A polar bear being “tagged” for observation by researchers in north Svalbard died on Wednesday, according to The Governor of Svalbard. The cause is under investigation.
The researchers tranquilized and were fitting the bear with an observation marker in Wijdefjord, part of a routine effort to track the population of the species in Svalbard, a statement issued by the governor Thursday states. An autopsy Thursday afternoon revealed the bear was a two-and-a-half-year-old male that weighed 144 kilograms.
“We have routinely opened a case on the incident,” Lt. Gov. Sølvi Elvedahl said.
The male bear that died was within the normal weight for its age, Morten Wedege, the governor’s environmental advisor, told Svalbardposten. Cubs typically follow their mother until they are are about two-and-a-half years old, so it likely died during its first months alone.

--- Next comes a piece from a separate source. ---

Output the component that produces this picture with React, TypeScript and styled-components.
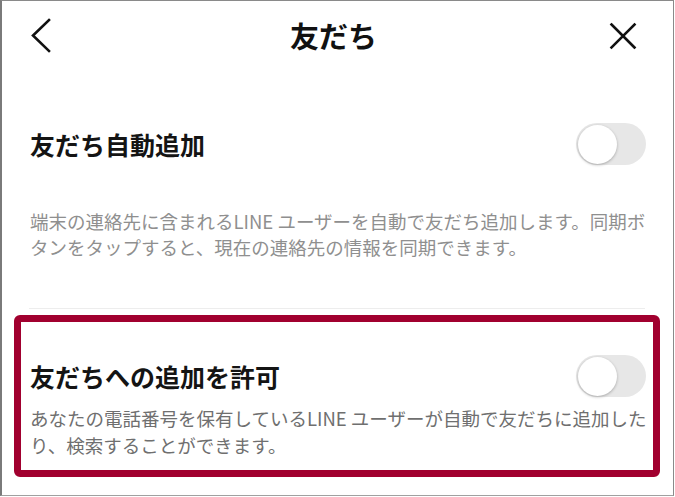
import React from "react";
import styled, { createGlobalStyle } from "styled-components";

const GlobalStyle = createGlobalStyle`
  html, body {
    margin: 0;
    padding: 0;
    background: #ffffff;
  }
  body {
    font-family: "Noto Sans CJK JP", "Noto Sans", sans-serif;
    -webkit-font-smoothing: antialiased;
  }
`;

const Frame = styled.div`
  position: relative;
  box-sizing: border-box;
  width: 674px;
  height: 496px;
  border-top: 1px solid #8a8a8a;
  border-left: 2px solid #7a7a7a;
  border-right: 1px solid #8a8a8a;
  border-bottom: 1px solid #a0a0a0;
  background: #ffffff;
  overflow: hidden;
`;

const Header = styled.header`
  display: grid;
  grid-template-columns: 1fr auto 1fr;
  align-items: center;
  height: 70px;
  padding: 0 36px 0 28px;
`;

const IconButton = styled.button<{ $align: "start" | "end" }>`
  justify-self: ${(p) => p.$align};
  display: flex;
  align-items: center;
  justify-content: center;
  padding: 0;
  border: none;
  background: none;
  color: #111111;
`;

const Title = styled.h1`
  margin: -2px 0 0 0;
  font-size: 29px;
  font-weight: 700;
  color: #111111;
  letter-spacing: 0;
`;

const Row = styled.div<{ $top: number }>`
  display: flex;
  align-items: center;
  justify-content: space-between;
  margin-top: ${(p) => p.$top}px;
  padding: 0 27px 0 28px;
  height: 42px;
`;

const SettingTitle = styled.div`
  font-size: 25px;
  font-weight: 700;
  color: #141414;
  line-height: 1;
`;

const Track = styled.div`
  box-sizing: border-box;
  display: flex;
  align-items: center;
  width: 70px;
  height: 42px;
  padding: 0 2px;
  border-radius: 21px;
  background: #e7e7e7;
`;

const Knob = styled.div`
  width: 39px;
  height: 39px;
  border-radius: 50%;
  background: #ffffff;
  box-shadow: 0 1px 3px rgba(0, 0, 0, 0.28);
`;

const Description = styled.p<{ $top: number; $lh: number; $color: string }>`
  margin: ${(p) => p.$top}px 0 0 0;
  padding: 0 20px 0 28px;
  font-size: 18.5px;
  line-height: ${(p) => p.$lh}px;
  color: ${(p) => p.$color};
  white-space: nowrap;
`;

const Divider = styled.div`
  margin: 48px 28px 0 27px;
  height: 1px;
  background: #ededed;
`;

const Highlight = styled.div`
  position: absolute;
  left: 12px;
  top: 314px;
  width: 646px;
  height: 162px;
  box-sizing: border-box;
  border: 7px solid #a1002f;
  border-radius: 6px;
  pointer-events: none;
`;

const Toggle: React.FC = () => (
  <Track>
    <Knob />
  </Track>
);

const ChevronLeft = () => (
  <svg width="22" height="36" viewBox="0 0 22 36" fill="none">
    <path
      d="M19 2 L3 17.5 L19 33"
      stroke="#111"
      strokeWidth="2.6"
      strokeLinecap="square"
    />
  </svg>
);

const CloseIcon = () => (
  <svg width="28" height="28" viewBox="0 0 28 28" fill="none">
    <path
      d="M2.5 2.5 L25.5 25.5 M25.5 2.5 L2.5 25.5"
      stroke="#111"
      strokeWidth="2.6"
      strokeLinecap="square"
    />
  </svg>
);

export default function App() {
  return (
    <>
      <GlobalStyle />
      <Frame>
        <Header>
          <IconButton $align="start" aria-label="戻る">
            <ChevronLeft />
          </IconButton>
          <Title>友だち</Title>
          <IconButton $align="end" aria-label="閉じる">
            <CloseIcon />
          </IconButton>
        </Header>

        <Row $top={52}>
          <SettingTitle>友だち自動追加</SettingTitle>
          <Toggle />
        </Row>
        <Description $top={43} $lh={26} $color="#8f8f8f">
          端末の連絡先に含まれるLINE ユーザーを自動で友だち追加します。同期ボ
          <br />
          タンをタップすると、現在の連絡先の情報を同期できます。
        </Description>

        <Divider />

        <Row $top={46}>
          <SettingTitle>友だちへの追加を許可</SettingTitle>
          <Toggle />
        </Row>
        <Description $top={8} $lh={27} $color="#6f6f6f">
          あなたの電話番号を保有しているLINE ユーザーが自動で友だちに追加した
          <br />
          り、検索することができます。
        </Description>

        <Highlight />
      </Frame>
    </>
  );
}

Polar bears are routinely sedated for research purposes and to remove them when they pose a danger to settlements. But, while less controversial than shooting bears that pose a threat, such actions have also proved fatal such as when a bear lurking near Longyearbyen in January tranquilized for removal died during the helicopter flight.

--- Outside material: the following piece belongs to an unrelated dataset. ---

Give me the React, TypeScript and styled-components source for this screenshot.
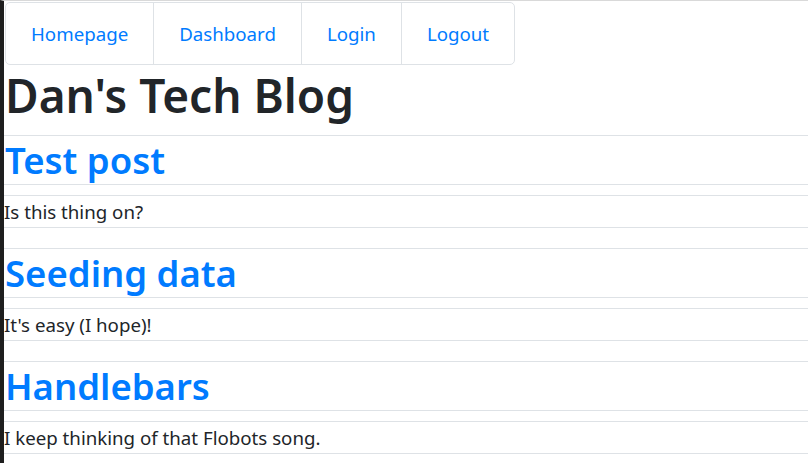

Jon Aars, a polar bear expert at the polar institute who did not participate in the operation, said at the time such deaths are always an unlikely possibility due to a number of factors involving the individual animal and circumstances.
“It will always be a risk to be immobilized, but it usually works out well,” he said. “Stunning and moving polar bears is a risk in itself, and then unforeseen things can happen.”